Maybe we won’t recognize what we have until we are very, very close to losing it.  And perhaps it wil be that desire to learn outside  the academy that will help us become aware of what we might lose – certainly I found “Founding a Republic of Virtue” a real counterweight to American “imperialism.”  If we retain self-reliance and our belief in the open marketplace of ideas, those old ideas may prove themselves, yet again.

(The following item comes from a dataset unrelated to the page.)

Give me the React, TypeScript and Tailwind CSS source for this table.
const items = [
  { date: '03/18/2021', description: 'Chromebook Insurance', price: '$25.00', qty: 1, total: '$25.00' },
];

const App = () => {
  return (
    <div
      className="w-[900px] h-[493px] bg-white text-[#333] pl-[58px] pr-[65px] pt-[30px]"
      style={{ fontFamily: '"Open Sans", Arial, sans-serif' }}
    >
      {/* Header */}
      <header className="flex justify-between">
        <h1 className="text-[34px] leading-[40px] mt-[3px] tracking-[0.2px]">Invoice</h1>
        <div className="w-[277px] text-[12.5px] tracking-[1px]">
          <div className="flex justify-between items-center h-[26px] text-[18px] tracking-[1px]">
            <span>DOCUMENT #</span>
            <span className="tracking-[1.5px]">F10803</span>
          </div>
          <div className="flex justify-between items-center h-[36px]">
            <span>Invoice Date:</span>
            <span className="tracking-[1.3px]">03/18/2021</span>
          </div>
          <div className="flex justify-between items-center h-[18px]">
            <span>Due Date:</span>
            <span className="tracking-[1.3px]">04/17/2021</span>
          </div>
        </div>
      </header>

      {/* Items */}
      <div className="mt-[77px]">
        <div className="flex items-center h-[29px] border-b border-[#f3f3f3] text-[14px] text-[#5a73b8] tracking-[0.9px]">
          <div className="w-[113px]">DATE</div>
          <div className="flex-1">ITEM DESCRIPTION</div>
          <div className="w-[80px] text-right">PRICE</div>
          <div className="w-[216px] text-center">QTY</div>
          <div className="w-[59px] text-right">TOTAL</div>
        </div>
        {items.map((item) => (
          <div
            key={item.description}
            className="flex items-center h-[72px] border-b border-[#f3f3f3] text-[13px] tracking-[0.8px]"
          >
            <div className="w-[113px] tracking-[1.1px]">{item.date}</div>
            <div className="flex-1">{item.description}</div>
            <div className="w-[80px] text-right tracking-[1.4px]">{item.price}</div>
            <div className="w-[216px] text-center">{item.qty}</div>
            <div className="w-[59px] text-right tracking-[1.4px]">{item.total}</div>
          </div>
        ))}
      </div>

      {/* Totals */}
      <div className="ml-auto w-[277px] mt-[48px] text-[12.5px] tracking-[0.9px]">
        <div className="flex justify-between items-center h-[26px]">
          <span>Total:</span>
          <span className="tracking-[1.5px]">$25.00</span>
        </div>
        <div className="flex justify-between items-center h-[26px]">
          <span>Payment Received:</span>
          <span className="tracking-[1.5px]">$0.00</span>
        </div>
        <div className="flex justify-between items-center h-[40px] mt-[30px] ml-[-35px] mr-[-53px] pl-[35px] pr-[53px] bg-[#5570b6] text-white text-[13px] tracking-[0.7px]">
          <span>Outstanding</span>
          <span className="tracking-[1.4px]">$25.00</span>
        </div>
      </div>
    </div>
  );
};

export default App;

And self-reliance, accepting the challenges as tests not as defeats is an old story the Puritans and  Federalists, for all their differences, understood.  Later, in the American Renaissance, writers tried to puzzle out loyalties:  torn between their affection for not only Americans but the U.s. itself, but also to American values the government sometimes beautifully embodied – but sometimes betrayed in ugly ways.  Those were the old guys; listen to John Adams after the Declaration of Independence was signed,

It may be the will of Heaven that America shall suffer calamities still more wasting and distressing yet more dreadful. If this is to be the case, it will have this good effect, at least: it will inspire us will many virtues, which we have not, and correct many errors, follies, and vices, which threaten to disturb, dishonor, and destroy us. The furnace of affliction produces refinement, in states as well as individuals. And the new governments we are assuming, in every part, will require a purification from our vices and an augmentation of our virtues or they will be no blessings. The people will have unbounded power. And the people are extremely addicted to corruption and venality, as well as the great. I am not without apprehensions from this quarter, but I must submit all my hopes and fears to an overruling Providence, in which, unfashionable as the faith may be, I firmly believe.

A little over a year ago I quoted Mac McAnally’s lyricsPerformed by Sawyer Brown, they come back to me again – and I wonder how close we will have to come to losing “it” before the country as a whole (or at least a majority) realizes “how much” it is we stand to lose. 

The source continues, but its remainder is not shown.